Supplied information ->
--
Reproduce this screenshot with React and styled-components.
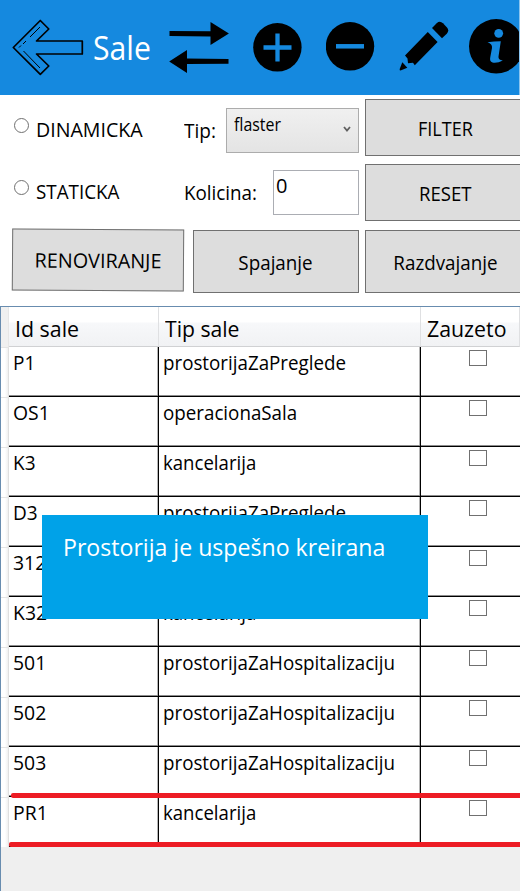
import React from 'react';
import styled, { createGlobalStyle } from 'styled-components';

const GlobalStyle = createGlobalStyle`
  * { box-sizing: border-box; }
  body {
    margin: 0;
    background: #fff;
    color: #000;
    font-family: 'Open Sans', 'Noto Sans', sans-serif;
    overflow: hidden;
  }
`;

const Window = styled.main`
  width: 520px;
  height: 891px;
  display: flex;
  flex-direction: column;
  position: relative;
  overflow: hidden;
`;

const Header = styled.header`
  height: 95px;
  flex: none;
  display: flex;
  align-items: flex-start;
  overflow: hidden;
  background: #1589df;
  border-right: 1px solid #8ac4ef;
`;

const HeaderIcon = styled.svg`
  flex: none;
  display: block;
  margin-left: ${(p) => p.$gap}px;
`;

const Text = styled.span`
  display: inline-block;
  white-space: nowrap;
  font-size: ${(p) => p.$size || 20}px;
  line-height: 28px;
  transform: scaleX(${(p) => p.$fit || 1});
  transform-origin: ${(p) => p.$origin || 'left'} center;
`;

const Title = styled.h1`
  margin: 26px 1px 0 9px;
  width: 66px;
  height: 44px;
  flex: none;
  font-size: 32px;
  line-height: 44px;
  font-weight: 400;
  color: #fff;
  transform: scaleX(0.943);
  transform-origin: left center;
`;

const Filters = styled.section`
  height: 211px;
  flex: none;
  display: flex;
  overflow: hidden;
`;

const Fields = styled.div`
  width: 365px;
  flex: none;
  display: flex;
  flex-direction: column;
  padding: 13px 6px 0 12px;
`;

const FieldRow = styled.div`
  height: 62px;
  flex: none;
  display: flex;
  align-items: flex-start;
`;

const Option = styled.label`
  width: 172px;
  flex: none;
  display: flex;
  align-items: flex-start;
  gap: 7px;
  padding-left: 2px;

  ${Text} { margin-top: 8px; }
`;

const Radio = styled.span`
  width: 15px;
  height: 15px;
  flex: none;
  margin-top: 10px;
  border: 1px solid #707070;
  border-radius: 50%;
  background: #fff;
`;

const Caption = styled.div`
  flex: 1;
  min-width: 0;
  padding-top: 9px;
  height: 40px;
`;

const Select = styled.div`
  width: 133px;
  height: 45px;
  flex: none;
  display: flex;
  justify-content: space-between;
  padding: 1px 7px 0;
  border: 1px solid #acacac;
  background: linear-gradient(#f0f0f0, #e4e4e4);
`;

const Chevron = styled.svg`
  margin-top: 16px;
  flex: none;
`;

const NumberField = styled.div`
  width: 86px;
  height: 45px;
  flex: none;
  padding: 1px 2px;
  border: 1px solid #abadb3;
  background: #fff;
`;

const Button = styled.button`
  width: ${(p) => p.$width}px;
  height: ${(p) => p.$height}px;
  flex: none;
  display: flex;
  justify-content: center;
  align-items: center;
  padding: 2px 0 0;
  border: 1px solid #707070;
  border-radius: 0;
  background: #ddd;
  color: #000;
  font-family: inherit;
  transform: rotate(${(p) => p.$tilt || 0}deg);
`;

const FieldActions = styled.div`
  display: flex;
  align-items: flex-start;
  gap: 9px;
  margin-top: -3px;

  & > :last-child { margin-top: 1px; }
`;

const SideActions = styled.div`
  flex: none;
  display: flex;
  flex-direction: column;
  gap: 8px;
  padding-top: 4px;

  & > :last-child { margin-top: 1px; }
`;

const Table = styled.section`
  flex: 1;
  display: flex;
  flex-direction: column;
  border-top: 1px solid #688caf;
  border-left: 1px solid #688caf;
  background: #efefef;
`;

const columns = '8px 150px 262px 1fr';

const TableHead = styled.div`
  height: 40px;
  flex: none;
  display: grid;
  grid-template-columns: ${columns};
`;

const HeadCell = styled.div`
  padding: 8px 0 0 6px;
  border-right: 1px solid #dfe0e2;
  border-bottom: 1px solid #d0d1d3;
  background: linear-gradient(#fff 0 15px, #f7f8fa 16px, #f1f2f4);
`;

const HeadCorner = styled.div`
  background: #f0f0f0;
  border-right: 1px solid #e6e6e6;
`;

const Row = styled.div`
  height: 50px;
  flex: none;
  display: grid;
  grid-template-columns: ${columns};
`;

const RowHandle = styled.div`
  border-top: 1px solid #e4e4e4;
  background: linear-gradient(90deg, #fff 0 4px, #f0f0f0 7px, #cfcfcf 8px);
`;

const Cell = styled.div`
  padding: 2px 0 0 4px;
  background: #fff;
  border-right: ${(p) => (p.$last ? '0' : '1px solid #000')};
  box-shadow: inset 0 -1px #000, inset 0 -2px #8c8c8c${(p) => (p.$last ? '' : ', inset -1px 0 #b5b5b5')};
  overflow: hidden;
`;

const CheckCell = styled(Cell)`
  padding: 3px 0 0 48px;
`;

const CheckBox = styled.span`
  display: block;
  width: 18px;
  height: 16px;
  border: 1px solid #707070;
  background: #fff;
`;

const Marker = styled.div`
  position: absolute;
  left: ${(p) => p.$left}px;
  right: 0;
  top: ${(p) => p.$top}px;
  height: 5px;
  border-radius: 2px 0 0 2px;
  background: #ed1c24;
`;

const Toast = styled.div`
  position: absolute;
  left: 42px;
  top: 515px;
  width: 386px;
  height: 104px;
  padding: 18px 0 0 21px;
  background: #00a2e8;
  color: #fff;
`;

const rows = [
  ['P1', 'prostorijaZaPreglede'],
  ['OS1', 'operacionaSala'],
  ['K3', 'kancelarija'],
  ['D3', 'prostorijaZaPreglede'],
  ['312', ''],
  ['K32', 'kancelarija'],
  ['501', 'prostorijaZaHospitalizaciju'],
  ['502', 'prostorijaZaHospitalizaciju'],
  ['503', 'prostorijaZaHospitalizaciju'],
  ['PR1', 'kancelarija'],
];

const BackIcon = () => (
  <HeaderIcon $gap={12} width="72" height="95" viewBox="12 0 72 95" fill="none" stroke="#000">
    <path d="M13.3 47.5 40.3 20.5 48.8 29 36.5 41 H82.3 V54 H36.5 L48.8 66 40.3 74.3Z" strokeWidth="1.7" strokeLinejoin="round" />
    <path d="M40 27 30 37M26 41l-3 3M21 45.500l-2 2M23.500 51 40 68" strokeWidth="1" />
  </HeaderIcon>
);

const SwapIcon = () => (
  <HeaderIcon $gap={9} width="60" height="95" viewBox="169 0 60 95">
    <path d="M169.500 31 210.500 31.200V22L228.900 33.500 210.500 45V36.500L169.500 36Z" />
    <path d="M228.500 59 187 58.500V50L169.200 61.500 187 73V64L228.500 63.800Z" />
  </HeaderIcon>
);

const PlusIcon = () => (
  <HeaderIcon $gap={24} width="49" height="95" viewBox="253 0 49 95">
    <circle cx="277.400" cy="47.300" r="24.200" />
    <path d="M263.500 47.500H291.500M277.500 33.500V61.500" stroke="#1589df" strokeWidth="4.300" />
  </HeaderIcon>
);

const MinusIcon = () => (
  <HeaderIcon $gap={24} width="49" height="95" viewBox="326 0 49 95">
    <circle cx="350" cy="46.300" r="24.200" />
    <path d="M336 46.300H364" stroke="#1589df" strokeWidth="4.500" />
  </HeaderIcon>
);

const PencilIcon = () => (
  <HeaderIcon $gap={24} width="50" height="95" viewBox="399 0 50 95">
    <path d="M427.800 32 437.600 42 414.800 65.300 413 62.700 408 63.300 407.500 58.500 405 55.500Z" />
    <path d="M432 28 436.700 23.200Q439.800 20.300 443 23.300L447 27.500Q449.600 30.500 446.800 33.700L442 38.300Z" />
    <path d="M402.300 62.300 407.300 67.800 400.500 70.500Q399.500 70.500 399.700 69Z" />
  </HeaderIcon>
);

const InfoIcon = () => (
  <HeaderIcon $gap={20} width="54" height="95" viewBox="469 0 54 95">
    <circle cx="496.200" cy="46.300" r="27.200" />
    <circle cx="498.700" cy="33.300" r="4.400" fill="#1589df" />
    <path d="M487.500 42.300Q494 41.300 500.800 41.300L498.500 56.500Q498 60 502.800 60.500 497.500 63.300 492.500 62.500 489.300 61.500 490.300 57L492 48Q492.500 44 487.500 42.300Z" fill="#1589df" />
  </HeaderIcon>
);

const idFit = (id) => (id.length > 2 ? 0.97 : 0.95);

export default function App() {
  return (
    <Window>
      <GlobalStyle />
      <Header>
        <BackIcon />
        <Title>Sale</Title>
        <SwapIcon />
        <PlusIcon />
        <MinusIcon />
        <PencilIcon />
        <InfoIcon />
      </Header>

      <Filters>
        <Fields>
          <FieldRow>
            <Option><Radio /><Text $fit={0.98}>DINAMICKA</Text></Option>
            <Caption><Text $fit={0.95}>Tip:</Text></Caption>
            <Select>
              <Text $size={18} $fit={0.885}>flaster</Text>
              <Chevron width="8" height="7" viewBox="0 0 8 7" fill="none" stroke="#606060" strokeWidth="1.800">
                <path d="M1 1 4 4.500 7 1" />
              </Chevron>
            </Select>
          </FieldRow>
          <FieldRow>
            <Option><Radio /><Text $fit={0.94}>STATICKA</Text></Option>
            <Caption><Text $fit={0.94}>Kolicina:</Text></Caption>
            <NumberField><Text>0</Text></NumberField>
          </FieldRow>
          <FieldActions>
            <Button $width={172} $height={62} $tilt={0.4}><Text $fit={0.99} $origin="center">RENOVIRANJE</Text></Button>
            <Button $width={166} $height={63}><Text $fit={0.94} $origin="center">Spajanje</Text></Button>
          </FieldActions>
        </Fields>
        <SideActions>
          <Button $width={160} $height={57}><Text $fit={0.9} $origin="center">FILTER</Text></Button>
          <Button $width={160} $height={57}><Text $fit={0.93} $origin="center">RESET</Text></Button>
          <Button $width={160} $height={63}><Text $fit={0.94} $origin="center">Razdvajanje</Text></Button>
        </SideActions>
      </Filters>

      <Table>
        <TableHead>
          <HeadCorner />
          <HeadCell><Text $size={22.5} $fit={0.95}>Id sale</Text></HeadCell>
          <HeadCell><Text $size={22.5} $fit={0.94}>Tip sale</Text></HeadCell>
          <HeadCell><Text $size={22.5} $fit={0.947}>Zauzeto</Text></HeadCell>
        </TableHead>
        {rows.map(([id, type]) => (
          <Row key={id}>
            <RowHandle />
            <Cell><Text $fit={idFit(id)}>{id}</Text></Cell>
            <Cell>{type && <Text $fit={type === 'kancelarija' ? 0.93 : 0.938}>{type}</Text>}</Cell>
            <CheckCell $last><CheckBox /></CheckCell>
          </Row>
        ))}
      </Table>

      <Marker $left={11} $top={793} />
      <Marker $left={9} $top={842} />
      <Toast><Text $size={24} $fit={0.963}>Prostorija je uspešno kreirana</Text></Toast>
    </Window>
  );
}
--
Problem to work on ->
Using the material above, report each line where "React" occurs.

Written response ->
Reproduce this screenshot with React and styled-components.
import React from 'react';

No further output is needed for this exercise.